Importance: Sarcomere mutations and left ventricular (LV) hypertrophy (LVH) are cardinal features of hypertrophic cardiomyopathy (HCM). However, little is known about the full spectrum of phenotypic manifestations or how LVH influences disease expression.
Objectives: (1) To characterize and assess phenotypic burden in sarcomere mutation carriers (genotype positive [G+]) and (2) to investigate the correlation between LV wall thickness (LVWT) and other disease features in mutation carriers.
Design, setting, and participants: This investigation was a cross-sectional, multicenter observational study in the setting of the HCMNet network of HCM clinical centers. Mutation carriers with LVH (G+/LVH+), mutation carriers without LVH (G+/LVH-), and healthy related control individuals (G-/LVH-) were enrolled through HCMNet sites. A total of 193 participants were enrolled and underwent study procedures. Participants were enrolled between April 9, 2010, and January 30, 2012. Study analysis was performed between June 2015 and May 2016.
Exposures: The primary stratifying variables were the presence of a sarcomere mutation and measures of LVWT.
Main outcomes and measures: Variables from standardized exercise testing, echocardiography, cardiac magnetic resonance imaging, serum biomarker measurement, and electrocardiography were compared across study cohorts.

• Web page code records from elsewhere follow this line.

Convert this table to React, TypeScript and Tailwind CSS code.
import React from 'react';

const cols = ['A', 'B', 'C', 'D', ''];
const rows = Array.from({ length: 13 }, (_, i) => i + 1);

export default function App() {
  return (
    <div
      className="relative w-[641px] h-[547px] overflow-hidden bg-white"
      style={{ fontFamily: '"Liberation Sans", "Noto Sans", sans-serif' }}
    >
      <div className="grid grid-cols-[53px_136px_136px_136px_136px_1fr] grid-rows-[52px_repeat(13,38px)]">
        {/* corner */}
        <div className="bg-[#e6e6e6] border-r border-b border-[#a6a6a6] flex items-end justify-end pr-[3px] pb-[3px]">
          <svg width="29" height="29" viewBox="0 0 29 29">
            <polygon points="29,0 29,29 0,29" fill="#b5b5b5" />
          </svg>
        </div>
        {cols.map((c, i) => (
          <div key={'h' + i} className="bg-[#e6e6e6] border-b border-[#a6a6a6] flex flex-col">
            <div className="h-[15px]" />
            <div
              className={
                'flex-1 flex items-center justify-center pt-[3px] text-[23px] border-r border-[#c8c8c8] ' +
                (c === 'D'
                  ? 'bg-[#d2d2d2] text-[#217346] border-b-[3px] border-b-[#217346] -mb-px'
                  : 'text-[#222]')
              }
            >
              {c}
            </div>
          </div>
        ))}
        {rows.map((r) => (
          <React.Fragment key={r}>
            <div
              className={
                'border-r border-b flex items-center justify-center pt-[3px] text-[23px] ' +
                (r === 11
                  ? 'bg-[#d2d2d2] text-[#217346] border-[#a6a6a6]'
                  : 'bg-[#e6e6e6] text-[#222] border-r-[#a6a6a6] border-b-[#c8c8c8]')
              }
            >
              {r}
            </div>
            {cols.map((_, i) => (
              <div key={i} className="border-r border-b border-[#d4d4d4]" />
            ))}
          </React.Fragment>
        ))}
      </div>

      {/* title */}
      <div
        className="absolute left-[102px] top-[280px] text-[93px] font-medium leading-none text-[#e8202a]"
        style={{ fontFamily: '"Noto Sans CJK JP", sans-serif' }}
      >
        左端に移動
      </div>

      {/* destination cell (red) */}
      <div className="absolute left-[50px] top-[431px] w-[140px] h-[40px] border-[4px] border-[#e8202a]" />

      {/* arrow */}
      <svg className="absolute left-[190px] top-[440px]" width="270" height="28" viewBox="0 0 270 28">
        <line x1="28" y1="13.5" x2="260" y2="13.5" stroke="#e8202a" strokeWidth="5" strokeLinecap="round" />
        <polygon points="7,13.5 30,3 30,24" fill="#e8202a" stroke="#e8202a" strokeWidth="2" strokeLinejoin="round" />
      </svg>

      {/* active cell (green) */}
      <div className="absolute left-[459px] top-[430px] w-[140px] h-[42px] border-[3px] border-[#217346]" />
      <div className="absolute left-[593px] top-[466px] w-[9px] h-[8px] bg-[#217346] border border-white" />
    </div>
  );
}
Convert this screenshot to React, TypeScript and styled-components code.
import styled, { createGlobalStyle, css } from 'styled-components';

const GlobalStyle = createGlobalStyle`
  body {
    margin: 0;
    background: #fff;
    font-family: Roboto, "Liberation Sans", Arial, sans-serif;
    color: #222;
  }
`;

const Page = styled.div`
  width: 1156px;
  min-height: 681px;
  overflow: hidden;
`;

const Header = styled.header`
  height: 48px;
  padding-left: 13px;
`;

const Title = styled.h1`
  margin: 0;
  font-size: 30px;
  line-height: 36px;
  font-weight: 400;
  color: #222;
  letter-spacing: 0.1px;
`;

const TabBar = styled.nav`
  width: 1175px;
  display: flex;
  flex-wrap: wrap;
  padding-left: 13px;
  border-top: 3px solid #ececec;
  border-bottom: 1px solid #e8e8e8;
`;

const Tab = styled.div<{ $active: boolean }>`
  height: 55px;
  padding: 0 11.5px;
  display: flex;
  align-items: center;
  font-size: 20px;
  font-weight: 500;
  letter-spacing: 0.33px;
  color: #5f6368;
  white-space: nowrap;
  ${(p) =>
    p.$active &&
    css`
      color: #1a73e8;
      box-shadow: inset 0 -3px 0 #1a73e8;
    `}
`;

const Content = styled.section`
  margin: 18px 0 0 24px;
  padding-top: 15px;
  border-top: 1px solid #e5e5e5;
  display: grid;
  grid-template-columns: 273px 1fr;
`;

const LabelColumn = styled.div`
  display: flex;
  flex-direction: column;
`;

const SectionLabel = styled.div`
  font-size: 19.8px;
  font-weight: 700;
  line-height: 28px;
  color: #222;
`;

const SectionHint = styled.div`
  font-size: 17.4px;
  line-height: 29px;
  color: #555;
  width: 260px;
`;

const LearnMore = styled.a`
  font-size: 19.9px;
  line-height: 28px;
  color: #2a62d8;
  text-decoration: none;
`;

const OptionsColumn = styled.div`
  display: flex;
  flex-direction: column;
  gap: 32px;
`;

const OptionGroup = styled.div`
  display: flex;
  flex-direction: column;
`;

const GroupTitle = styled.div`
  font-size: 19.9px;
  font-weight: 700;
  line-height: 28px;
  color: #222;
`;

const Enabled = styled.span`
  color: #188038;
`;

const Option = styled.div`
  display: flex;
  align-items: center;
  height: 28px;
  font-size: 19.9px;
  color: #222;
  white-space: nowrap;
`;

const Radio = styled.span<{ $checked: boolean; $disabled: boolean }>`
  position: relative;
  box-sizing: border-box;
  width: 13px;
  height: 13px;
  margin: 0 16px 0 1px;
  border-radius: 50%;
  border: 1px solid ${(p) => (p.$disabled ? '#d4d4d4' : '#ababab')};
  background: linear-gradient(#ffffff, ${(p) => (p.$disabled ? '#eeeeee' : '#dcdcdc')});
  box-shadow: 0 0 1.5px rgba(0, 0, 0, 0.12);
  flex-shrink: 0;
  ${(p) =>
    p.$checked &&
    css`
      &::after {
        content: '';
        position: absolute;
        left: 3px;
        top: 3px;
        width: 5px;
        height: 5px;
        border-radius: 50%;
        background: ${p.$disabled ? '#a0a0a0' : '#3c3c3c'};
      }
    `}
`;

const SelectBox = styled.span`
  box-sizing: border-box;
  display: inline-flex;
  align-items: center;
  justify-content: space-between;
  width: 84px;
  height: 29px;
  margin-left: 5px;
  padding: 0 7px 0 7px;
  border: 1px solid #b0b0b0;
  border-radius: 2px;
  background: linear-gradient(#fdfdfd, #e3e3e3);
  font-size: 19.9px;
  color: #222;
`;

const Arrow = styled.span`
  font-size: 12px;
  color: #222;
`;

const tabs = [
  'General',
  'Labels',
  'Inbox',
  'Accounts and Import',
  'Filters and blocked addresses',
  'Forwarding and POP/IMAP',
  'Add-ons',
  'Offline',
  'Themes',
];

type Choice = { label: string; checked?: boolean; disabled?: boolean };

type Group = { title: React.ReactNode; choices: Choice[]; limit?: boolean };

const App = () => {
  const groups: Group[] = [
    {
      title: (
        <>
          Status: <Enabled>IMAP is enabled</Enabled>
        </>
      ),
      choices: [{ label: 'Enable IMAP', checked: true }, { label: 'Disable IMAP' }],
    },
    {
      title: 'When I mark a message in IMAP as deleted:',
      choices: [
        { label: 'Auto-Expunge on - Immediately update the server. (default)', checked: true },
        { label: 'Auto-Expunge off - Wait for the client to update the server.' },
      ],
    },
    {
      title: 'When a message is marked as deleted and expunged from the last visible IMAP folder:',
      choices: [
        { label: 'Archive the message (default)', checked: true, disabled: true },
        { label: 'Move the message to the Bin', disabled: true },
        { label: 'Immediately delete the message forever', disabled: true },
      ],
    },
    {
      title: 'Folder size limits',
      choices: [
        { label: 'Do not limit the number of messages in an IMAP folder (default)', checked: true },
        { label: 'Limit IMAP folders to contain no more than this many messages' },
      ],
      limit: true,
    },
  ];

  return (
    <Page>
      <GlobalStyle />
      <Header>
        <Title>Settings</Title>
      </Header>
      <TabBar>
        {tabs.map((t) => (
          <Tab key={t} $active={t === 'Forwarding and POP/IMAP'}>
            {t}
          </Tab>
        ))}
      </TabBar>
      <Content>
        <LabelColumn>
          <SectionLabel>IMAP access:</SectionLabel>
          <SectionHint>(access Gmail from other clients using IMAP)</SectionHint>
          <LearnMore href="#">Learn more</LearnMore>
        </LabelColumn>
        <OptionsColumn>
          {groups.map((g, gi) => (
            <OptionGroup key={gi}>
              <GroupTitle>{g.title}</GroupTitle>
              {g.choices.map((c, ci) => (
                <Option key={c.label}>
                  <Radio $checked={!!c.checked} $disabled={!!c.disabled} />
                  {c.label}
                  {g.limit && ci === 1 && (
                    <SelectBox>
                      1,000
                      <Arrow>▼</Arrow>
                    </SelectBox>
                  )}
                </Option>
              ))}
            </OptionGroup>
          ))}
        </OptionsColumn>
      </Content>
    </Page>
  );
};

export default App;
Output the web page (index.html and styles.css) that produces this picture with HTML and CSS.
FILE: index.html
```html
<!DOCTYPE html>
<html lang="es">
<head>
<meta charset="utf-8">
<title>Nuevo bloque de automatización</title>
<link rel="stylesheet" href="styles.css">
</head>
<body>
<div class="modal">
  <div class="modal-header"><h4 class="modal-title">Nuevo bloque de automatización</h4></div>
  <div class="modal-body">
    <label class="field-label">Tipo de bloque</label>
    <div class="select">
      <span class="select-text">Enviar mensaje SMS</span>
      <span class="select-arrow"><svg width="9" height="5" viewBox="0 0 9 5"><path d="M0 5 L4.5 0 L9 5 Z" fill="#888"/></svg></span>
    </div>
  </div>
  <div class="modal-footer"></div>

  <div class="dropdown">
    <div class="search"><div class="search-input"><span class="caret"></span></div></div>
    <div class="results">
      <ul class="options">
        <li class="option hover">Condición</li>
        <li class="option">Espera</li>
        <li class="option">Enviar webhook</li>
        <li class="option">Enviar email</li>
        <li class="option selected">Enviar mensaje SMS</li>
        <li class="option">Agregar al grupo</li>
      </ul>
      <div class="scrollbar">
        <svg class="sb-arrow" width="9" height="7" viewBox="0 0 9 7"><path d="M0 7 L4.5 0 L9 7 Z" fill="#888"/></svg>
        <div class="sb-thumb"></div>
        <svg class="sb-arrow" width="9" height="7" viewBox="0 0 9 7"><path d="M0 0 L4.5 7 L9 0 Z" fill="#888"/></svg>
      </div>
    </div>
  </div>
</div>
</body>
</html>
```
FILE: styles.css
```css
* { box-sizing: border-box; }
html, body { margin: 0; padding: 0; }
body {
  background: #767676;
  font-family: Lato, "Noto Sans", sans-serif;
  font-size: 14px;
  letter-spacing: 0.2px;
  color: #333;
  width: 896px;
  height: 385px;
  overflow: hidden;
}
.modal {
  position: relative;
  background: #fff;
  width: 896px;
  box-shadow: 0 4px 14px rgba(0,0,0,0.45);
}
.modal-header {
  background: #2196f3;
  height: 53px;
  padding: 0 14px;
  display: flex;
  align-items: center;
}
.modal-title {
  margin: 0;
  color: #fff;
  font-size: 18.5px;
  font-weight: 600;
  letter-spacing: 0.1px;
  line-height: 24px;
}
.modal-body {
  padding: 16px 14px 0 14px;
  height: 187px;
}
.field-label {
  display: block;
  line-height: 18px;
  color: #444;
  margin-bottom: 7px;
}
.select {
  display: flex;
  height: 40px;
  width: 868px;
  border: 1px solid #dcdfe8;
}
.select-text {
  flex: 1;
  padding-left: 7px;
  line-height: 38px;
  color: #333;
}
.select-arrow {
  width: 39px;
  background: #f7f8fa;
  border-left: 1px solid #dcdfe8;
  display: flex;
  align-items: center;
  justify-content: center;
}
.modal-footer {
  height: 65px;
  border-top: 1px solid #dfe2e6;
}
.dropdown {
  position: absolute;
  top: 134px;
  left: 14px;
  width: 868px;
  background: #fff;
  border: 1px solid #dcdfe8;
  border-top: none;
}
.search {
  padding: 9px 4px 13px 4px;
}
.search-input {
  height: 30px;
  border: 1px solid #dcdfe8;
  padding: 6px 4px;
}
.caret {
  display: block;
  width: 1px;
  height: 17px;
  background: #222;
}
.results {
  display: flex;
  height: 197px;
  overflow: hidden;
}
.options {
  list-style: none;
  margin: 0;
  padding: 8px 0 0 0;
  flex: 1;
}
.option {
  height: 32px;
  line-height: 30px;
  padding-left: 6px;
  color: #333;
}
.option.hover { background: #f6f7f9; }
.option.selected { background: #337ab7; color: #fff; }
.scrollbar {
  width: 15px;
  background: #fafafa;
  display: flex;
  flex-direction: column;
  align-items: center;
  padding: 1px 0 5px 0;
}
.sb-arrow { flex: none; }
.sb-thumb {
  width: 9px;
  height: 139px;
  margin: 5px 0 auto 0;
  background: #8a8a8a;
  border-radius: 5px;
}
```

Results: Analyses were performed in 178 participants, including 81 G+/LVH+ (mean [SD] age at baseline, 27  years), 55 G+/LVH- (20  years), and 42 G-/LVH- (18  years). All mutation carriers had smaller LV cavity, higher ratio of LVWT to diastolic diameter, and higher echocardiographic LV ejection fraction than controls. A phenotypic burden score was evaluated as the cumulative number of 7 traits (changes on electrocardiography; decreased LV systolic, diastolic diameter, or septal E' velocity; higher ratio of LVWT to diastolic diameter; serum troponin level; and natriuretic peptide level) in each individual. The mean (SE) phenotypic burden was 4.9 (0.2) phenotypes per individual in G+/LVH+, 2.4 (0.2) in G+/LVH-, and 1.3 (0.2) in controls (P < .001). Classification and regression tree analysis identified an LV end-diastolic dimension z score less than -1.85 or the combination of an LV end-diastolic dimension z score of -1.85 or higher and a septal E' velocity z score less than -0.52 as having 74% accuracy in discriminating G+/LVH- participants from controls. In mutation carriers, clinical variables demonstrated a continuous correlation with LVWT, generally without a clear cutoff signifying pathologic transition.
Conclusions and relevance: G+/LVH- individuals demonstrated altered cardiac dimensions and function and a higher burden of early phenotypes than healthy G- controls. Two methods discriminated phenotypic subgroups, namely, a sum across 7 traits and a regression tree-based rule that identifies constellations of distinguishing factors. Greater LVWT is associated with more prominent cardiac abnormalities in a continuous, although not always linear, manner. A single value of LVWT could not dichotomize the presence or absence of disease.